Charles Francis Adams, Lincoln’s Minister to Great Britain

July 12– Sunday– New York City– The New York Times comments about a crisis brewing in Asia. “It appears from the letters of our Japanese correspondent, that England is about to plunge into another of those little Eastern wars which have so often led to great results. The time has come when Japan must either atone for the offences of her people toward British subjects, or else suffer, and already a formidable squadron of English ships is assembled in Japanese waters to commence hostilities, should the government of the Tycoon evince any disposition to reject the ultimatum which the representative of Victoria at the Court of Yeddo has addressed to it. The demands of this ultimatum are that the assassins of the two British seamen, killed in the Capital, and of Mr. Richardson, killed near Kanagawa, shall be tried and executed; that Japan shall pay a heavy pecuniary penalty in acknowledgment of her offences, and that a pecuniary compensation shall be made by her to the surviving relatives of the murdered. . . . . As Americans have suffered no outrages at the hands of the Japanese, and have no wrongs to avenge, the position assumed by the American Minister is one of perfect neutrality, and we may be assured that his best efforts will be directed to bringing about an amicable arrangement between the litigant powers. No sanguine anticipation of his success need, however, be entertained; for even were the government of the Tycoon disposed to yield, the Princes, who are the real criminals, would not permit it; while tie British are determined to proceed to extremities if ample atonement is not promptly made.
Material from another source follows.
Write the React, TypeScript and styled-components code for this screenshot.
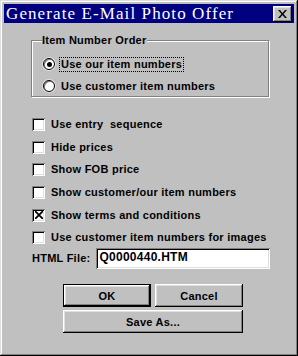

But the Japanese may not be so culpable as the British allege, since the murders in question were, it is said, provoked by the arrogance of the English, and their contempt for the laws and customs of the people. The Japanese, also, are bitterly averse to all foreigners.”

Japanese image of the death of Richardson, a British subject

Japanese image of the death of Richardson, a British subject

July 12– Sunday– St Petersburg, Russia– Tsar Alexander writes to King William of Germany, urging him to win the support of Austria for Russia’s operations in Poland.